El entierro del enterrador

Written by José A. Albertini

18 de marzo de 2025

Capítulo XIII

Por J. A. Albertini, especial para LIBRE

Las palabras del zapatero plantan en Juana la certeza maquinal de lo ineludible. Igualmente, sin descuidar a Inmaculada, se sumerge en un misticismo espontáneo e introspectivo de características culpables en el cual se rechaza a sí misma. Aborreciendo su cuerpo y conducta anterior se aficiona a bañarse varias veces al día. Elude la intimidad marital y se prodiga minuciosos enjuagues vaginales de agua hervida, ligada con vinagre. Fue por entonces que un principio de babeo reaparece en Felipito.

“Soy una puerca. Con la enfermedad de Inmaculada estoy pagando mis tiempos de putería y egoísmo. En el mismo cementerio me tiraba a los machos, profanando a los difuntos e indiferente a las matazones del capitán René Rodríguez. ¡Oh!, Dios mío. Perdóname o elimíname, pero no me castigues en mi hija”; se mortifica y ruega constantemente.

Y en un estertor de voluntad, cifra la esperanza maltrecha en el poeta y trovador Miguel Alfonso Pozo que, transformado en consultor de cuerpos y almas, se rebautiza con el nombre de Clavelito y proclama la cura, para todas las dolencias, por medio del agua magnetizada.

Diariamente, Juana sintoniza la emisora que radia el programa “Aquí está Clavelito” y día a día coloca un vaso con agua encima del receptor para que la fe y la décima cantada, logren la magnetización sanativa del líquido.

“Pon tu pensamiento en mí 

y haré que en este momento 

mi fuerza de pensamiento 

ejerza el bien sobre ti”.

Tan pronto Clavelito concluye la invocación musical, Juana, al igual que en los tiempos de la sangre de toro, hace que Inmaculada se tome el presuntamente milagroso, vaso de agua.

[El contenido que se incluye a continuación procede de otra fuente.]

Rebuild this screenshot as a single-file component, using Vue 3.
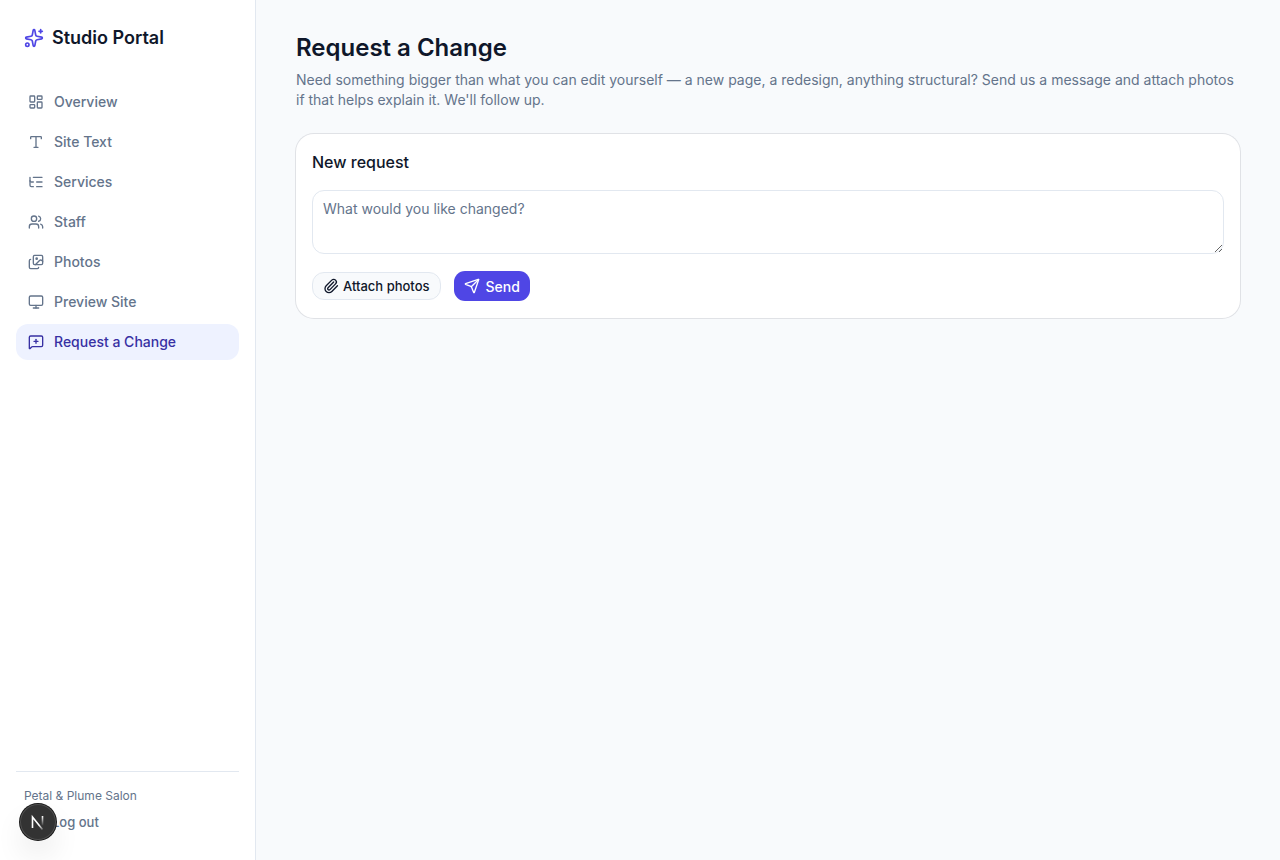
<script setup>
import { ref } from 'vue'

const message = ref('')
const fileInput = ref(null)
const active = ref('Request a Change')

const links = [
    {
        label: 'Overview',
        icon: '<rect width="7" height="9" x="3" y="3" rx="1"/><rect width="7" height="5" x="14" y="3" rx="1"/><rect width="7" height="9" x="14" y="12" rx="1"/><rect width="7" height="5" x="3" y="16" rx="1"/>'
    },
    {
        label: 'Site Text',
        icon: '<path d="M12 4v16"/><path d="M4 7V5a1 1 0 0 1 1-1h14a1 1 0 0 1 1 1v2"/><path d="M9 20h6"/>'
    },
    {
        label: 'Services',
        icon: '<path d="M8 5h13"/><path d="M13 12h8"/><path d="M13 19h8"/><path d="M3 10a2 2 0 0 0 2 2h3"/><path d="M3 5v12a2 2 0 0 0 2 2h3"/>'
    },
    {
        label: 'Staff',
        icon: '<path d="M16 21v-2a4 4 0 0 0-4-4H6a4 4 0 0 0-4 4v2"/><path d="M16 3.128a4 4 0 0 1 0 7.744"/><path d="M22 21v-2a4 4 0 0 0-3-3.87"/><circle cx="9" cy="7" r="4"/>'
    },
    {
        label: 'Photos',
        icon: '<path d="m22 11-1.296-1.296a2.4 2.4 0 0 0-3.408 0L11 16"/><path d="M4 8a2 2 0 0 0-2 2v10a2 2 0 0 0 2 2h10a2 2 0 0 0 2-2"/><circle cx="13" cy="7" r="1" fill="currentColor"/><rect x="8" y="2" width="14" height="14" rx="2"/>'
    },
    {
        label: 'Preview Site',
        icon: '<rect width="20" height="14" x="2" y="3" rx="2"/><path d="M8 21h8"/><path d="M12 17v4"/>'
    },
    {
        label: 'Request a Change',
        icon: '<path d="M22 17a2 2 0 0 1-2 2H6.828a2 2 0 0 0-1.414.586l-2.202 2.202A.71.71 0 0 1 2 21.286V5a2 2 0 0 1 2-2h16a2 2 0 0 1 2 2z"/><path d="M12 8v6"/><path d="M9 11h6"/>'
    }
]

const send = () => {
    if (message.value === '') return
    console.log('send', message.value)
    message.value = ''
}
</script>

<template>
    <div class="layout">
        <aside class="sidebar">
            <div class="brand">
                <svg class="icon icon--brand" viewBox="0 0 24 24">
                    <path d="M11.017 2.814a1 1 0 0 1 1.966 0l1.051 5.558a2 2 0 0 0 1.594 1.594l5.558 1.051a1 1 0 0 1 0 1.966l-5.558 1.051a2 2 0 0 0-1.594 1.594l-1.051 5.558a1 1 0 0 1-1.966 0l-1.051-5.558a2 2 0 0 0-1.594-1.594l-5.558-1.051a1 1 0 0 1 0-1.966l5.558-1.051a2 2 0 0 0 1.594-1.594z" />
                    <path d="M20 2v4" />
                    <path d="M22 4h-4" />
                    <circle cx="4" cy="20" r="2" />
                </svg>
                <span>Studio Portal</span>
            </div>
            <nav class="nav">
                <a
                    v-for="link in links"
                    :key="link.label"
                    href="#"
                    class="nav__link"
                    :class="{ 'nav__link--active': link.label === active }"
                    @click.prevent="active = link.label"
                >
                    <svg class="icon" viewBox="0 0 24 24" v-html="link.icon"></svg>
                    {{ link.label }}
                </a>
            </nav>
            <div class="account">
                <p class="account__name">Petal &amp; Plume Salon</p>
                <button class="account__logout" type="button">
                    <svg class="icon" viewBox="0 0 24 24">
                        <path d="m16 17 5-5-5-5" />
                        <path d="M21 12H9" />
                        <path d="M9 21H5a2 2 0 0 1-2-2V5a2 2 0 0 1 2-2h4" />
                    </svg>
                    Log out
                </button>
            </div>
        </aside>

        <main class="main">
            <h1>Request a Change</h1>
            <p class="intro">Need something bigger than what you can edit yourself — a new page, a redesign, anything structural? Send us a message and attach photos if that helps explain it. We'll follow up.</p>

            <form class="card" @submit.prevent="send">
                <label class="card__title" for="message">New request</label>
                <textarea id="message" v-model="message" class="card__field" placeholder="What would you like changed?"></textarea>
                <div class="card__actions">
                    <input ref="fileInput" type="file" accept="image/*" multiple hidden aria-label="Attach photos" />
                    <button class="btn btn--outline" type="button" @click="fileInput.click()">
                        <svg class="icon" viewBox="0 0 24 24">
                            <path d="m16 6-8.414 8.586a2 2 0 0 0 2.829 2.829l8.414-8.586a4 4 0 1 0-5.657-5.657l-8.379 8.551a6 6 0 1 0 8.485 8.485l8.379-8.551" />
                        </svg>
                        Attach photos
                    </button>
                    <button class="btn btn--primary" type="submit">
                        <svg class="icon" viewBox="0 0 24 24">
                            <path d="M14.536 21.686a.5.5 0 0 0 .937-.024l6.5-19a.496.496 0 0 0-.635-.635l-19 6.5a.5.5 0 0 0-.024.937l7.93 3.18a2 2 0 0 1 1.112 1.11z" />
                            <path d="m21.854 2.147-10.94 10.939" />
                        </svg>
                        Send
                    </button>
                </div>
            </form>
        </main>

        <button class="devtools" type="button" aria-label="Open dev tools">
            <svg width="40" height="40" viewBox="0 0 40 40" fill="none">
                <defs>
                    <linearGradient id="diagonal" x1="21" y1="23" x2="26" y2="29" gradientUnits="userSpaceOnUse">
                        <stop stop-color="#fff" />
                        <stop offset="1" stop-color="#fff" stop-opacity="0" />
                    </linearGradient>
                    <linearGradient id="stem" x1="24" y1="14" x2="24" y2="24" gradientUnits="userSpaceOnUse">
                        <stop stop-color="#fff" />
                        <stop offset="1" stop-color="#fff" stop-opacity="0" />
                    </linearGradient>
                </defs>
                <path d="M14.500 26V15L24.500 27.500" stroke="url(#diagonal)" stroke-width="1.600" />
                <path d="M24.500 14V23.500" stroke="url(#stem)" stroke-width="1.600" />
            </svg>
        </button>
    </div>
</template>

<style>
    body{
        margin: 0;
        background-color: #f8fafc;
    }
</style>

<style scoped>
    .layout{
        display: flex;
        min-height: 100vh;
        font-family: Inter, "Liberation Sans", sans-serif;
        font-size: 14px;
        line-height: 20px;
        color: #0f172a;
    }

    .layout *{
        box-sizing: border-box;
    }

    .icon{
        width: 16px;
        height: 16px;
        flex-shrink: 0;
        fill: none;
        stroke: currentColor;
        stroke-width: 2;
        stroke-linecap: round;
        stroke-linejoin: round;
    }

    .icon--brand{
        width: 20px;
        height: 20px;
        color: #4f46e5;
    }

    .sidebar{
        width: 256px;
        flex-shrink: 0;
        box-sizing: border-box;
        display: flex;
        flex-direction: column;
        padding: 24px 16px;
        background-color: white;
        border-right: 1px solid #e2e8f0;
    }

    .brand{
        display: flex;
        align-items: center;
        gap: 8px;
        padding: 0 8px;
        margin-bottom: 32px;
        font-size: 18px;
        line-height: 28px;
        font-weight: 600;
    }

    .nav{
        flex: 1;
        display: flex;
        flex-direction: column;
        gap: 4px;
    }

    .nav__link{
        display: flex;
        align-items: center;
        gap: 10px;
        padding: 8px 12px;
        border-radius: 12px;
        color: #64748b;
        font-weight: 500;
        text-decoration: none;
    }

    .nav__link--active{
        background-color: #eef2ff;
        color: #3730a3;
    }

    .account{
        border-top: 1px solid #e2e8f0;
        padding-top: 16px;
        color: #64748b;
    }

    .account__name{
        margin: 0;
        padding: 0 8px;
        font-size: 12px;
        line-height: 16px;
    }

    .account__logout{
        display: flex;
        align-items: center;
        gap: 4px;
        height: 28px;
        margin-top: 4px;
        padding: 0 16px;
        border: none;
        background: none;
        color: inherit;
        font-family: inherit;
        font-size: 13px;
        font-weight: 500;
    }

    .main{
        flex: 1;
        min-width: 0;
        padding: 32px 40px;
    }

    h1{
        margin: 0 0 6px 0;
        font-size: 24px;
        line-height: 32px;
        font-weight: 600;
    }

    .intro{
        margin: 0 0 24px 0;
        color: #64748b;
    }

    .card{
        display: flex;
        flex-direction: column;
        gap: 16px;
        padding: 16px;
        border-radius: 18px;
        background-color: white;
        box-shadow: 0 0 0 1px rgba(15, 23, 42, 0.1);
    }

    .card__title{
        font-size: 16px;
        line-height: 24px;
        font-weight: 500;
    }

    .card__field{
        display: block;
        width: 100%;
        height: 64px;
        padding: 8px 10px;
        border: 1px solid #e2e8f0;
        border-radius: 12px;
        background-color: transparent;
        font: inherit;
        color: inherit;
        resize: vertical;
    }

    .card__field::placeholder{
        color: #64748b;
    }

    .card__actions{
        display: flex;
        align-items: center;
        gap: 12px;
    }

    .btn{
        display: inline-flex;
        align-items: center;
        border: 1px solid transparent;
        border-radius: 12px;
        padding: 0 10px;
        background-clip: padding-box;
        font-family: inherit;
        font-weight: 500;
        white-space: nowrap;
    }

    .btn--outline{
        gap: 4px;
        height: 28px;
        border-color: #e2e8f0;
        background-color: #f8fafc;
        color: #0f172a;
        font-size: 13px;
    }

    .btn--primary{
        gap: 6px;
        height: 32px;
        background-color: #4f46e5;
        color: white;
        font-size: 14px;
    }

    .devtools{
        position: fixed;
        left: 20px;
        bottom: 20px;
        width: 36px;
        height: 36px;
        display: flex;
        align-items: center;
        justify-content: center;
        padding: 0;
        border: none;
        border-radius: 50%;
        background-color: #333;
        box-shadow: 0 0 0 1px #171717, inset 0 0 0 1px rgba(255, 255, 255, 0.14), 0 16px 32px -8px rgba(0, 0, 0, 0.24);
    }

    .devtools svg{
        flex-shrink: 0;
    }
</style>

Felipito por su parte, sin dejar de preocuparse, al principio piensa que la salud de la hija mejorará con el crecimiento natural. Empero eso no sucede y con el paso del tiempo acopia señales incontrovertibles que le hablan de la gran diferencia que hay entre Inmaculada y los demás niños de la barriada del cementerio.

Inmaculada desde muy pequeña, aplicando su precoz y juiciosa inteligencia, se opone a la caza, cautiverio y venta de tomeguines. Felipito trata de explicarle que atrapar aves canoras resulta ser un entretenimiento sano y divertido, a la vez que la comercialización de las mismas ayuda a la economía familiar.

La niña insiste en liberar a los pájaros y Felipito, cansado de argumentar, termina imponiendo su autoridad paterna.

No obstante, una mañana de sol pleno, antes de que la madre se percate. Inmaculada abre las puertas de varias jaulas y propicia la fuga de un buen número de tomeguines.

En la tarde, cuando Felipito regresa del cementerio Juana, afligida, le cuenta lo sucedido. Iracundo reprende y disciplina a la hija que humilde, pero firme le dice a la pareja. “Lo hice para ganarles el cielo. Ustedes son mis padres y quiero reencontrarlos en las alturas”.

El matrimonio estupefacto por la respuesta inusual, y sin comprenderla del todo, experimenta un sentimiento sublime que se desboca en llanto catártico y la suspensión del castigo.

Inmaculada tampoco gusta de los juguetes tradicionales y travesuras infantiles, pero el día en que tío Aquilino, como lo llama, le muestra el lagarto que por años, dentro de un frasco de cristal, conserva en alcohol, la pequeña se fascina con el reptil, a tal punto que Aquilino se lo obsequia. A partir de ese momento y hasta la fecha de su deceso siempre llevará consigo el pomo de vidrio en el que flota, a capricho del fluido etílico, el cuerpo muerto de pellejo duro y gris.

Al cumplir Inmaculada cinco años de edad Juana, por presentimiento, hecha a la idea de lo inevitable y siguiendo la recomendación de Román, goza cada minuto que pasa junto a la hija. Sin embargo, a contrapelo de la ternura maternal, cada vez más, se refugia en un ascetismo frígido que realmente lo único que logra es acrecentar la saliva del marido.

Por la misma época, Felipito descubre que Inmaculada también posee la facultad de poder ver a los espectros que pululan en el cementerio.

Sucede una tarde de otoño en que inexplicablemente, por primera y última ocasión, la niña se presenta sola en el camposanto.